Soon you will arrive at Flatford: a small, rustic hamlet where you can see the mill and Willy Lott's House, both depicted in Constable’s Hay Wain painting. A walk down Flatford Lane – Constable's route to school as a child – will lead you to a kissing gate that marks the spot where an old stile used to stand, the very same one immortalised in Constable's Leaping Horse.
Back in 1980, several members of the US Air Force, based at RAF Woodbridge, reported seeing strange lights around Rendlesham Forest, with the commander later reporting a UFO sighting. Over the last 40 years, many theories have developed about what the lights were and why they appeared when they did.
Today, you can try and solve the mystery yourself, by tacking a five kilometre trail dedicated to the decades-old, so-called 'alien' activity. A UFO sighting of your own is highly unlikely, but the walk is worth it regardless – Rendlesham Forest lies with an Area of Outstanding Natural Beauty, and a host of (terrestrial) woodland creatures can be seen slaloming between the ancient trees.
Not far from Rendlesham Forest is Sutton Hoo: an Anglo-Saxon burial chamber, with the richest source of archaeological evidence from this time period in all of England.
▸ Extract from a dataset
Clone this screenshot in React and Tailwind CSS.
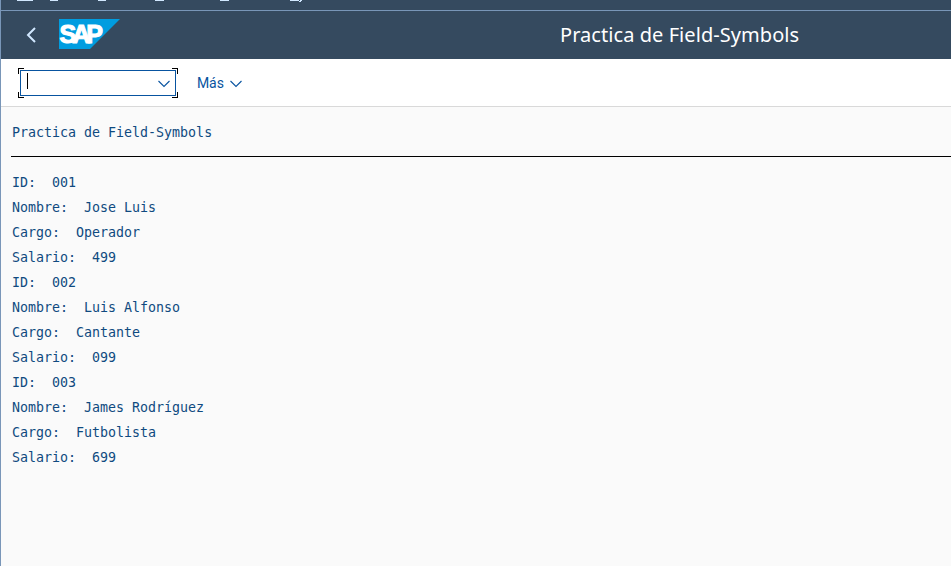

With thick mists rolling in low over the grassy mounds of burial grounds, and trees silhouetted against the horizon, this makes for a haunting walk, but an undeniably beautiful one.
Starting at the Sutton Hoo's reception, follow the path that winds between the distinctive burial sites, forming peaks across the landscape. Soon, you'll pass the River Deben, where you can enjoy views of a cluster of boats across the water. Enjoy a long, leisurely walk through the woods, before returning to the Sutton Hoo site. Make sure you leave enough time to fully explore the site, and read up on the region's ancient history.
Sea views from a promenade, the smell of fish and chips in the air, and even a spot of crabbing... yep, it doesn't get much more quintessentially British than this windswept five kilometre stroll along the Suffolk coast.
Start in the popular town of Southwold to pass row upon neat row of rainbow-striped beach huts. At the end of the pier, you'll reach the Havenbeach Marshes and the River Blyth. Slow down to soak up Southwold's old-fashioned harbour, crossing the footbridge that takes you to the village of Walberswick. Here you'll see another old-fashioned site – rows of people sitting on the sea wall fishing for crabs. Continue wandering into the village, where you'll find many a quirky café, ideal for refuelling with coffee and a slice of cake.
For a longer walk, head to the nearby Suffolk Coast National Nature Reserve, another twitcher's paradise looked after by the RSPB. Marsh harriers, bitterns and bearded reedling can be spotted among the mudflats and marshes.
Starting on the coast and ending at the wildlife-strewn River Alde, this 11km walk from Aldeburgh to Snape Maltings is filled with postcard-worthy houses, vast Suffolk skies and views over reeds as far as the eye can see.
Begin your walk in the pretty coastal town of Aldeburgh, on the path sandwiched between the pebbly beach and a row of brightly-coloured houses and storefronts. Look out for the huge scallop sculpture that stands on the beach. After soaking up the sea views, head through the Blackheath Wood to emerge in the 2,000-year-old village of Snape, walking one final stretch to reach Snape Maltings.
Primarily known as a creative hub, it's an ideal stop for nature lovers too, with its prime location along the River Alde. Here, long readbeds quiver in the wind, beside shiny mudflats and shallow waters. Follow one of the river's many trails to spot sunbathing seals and watch birds, including woodlark, yellowhammer and nightjar.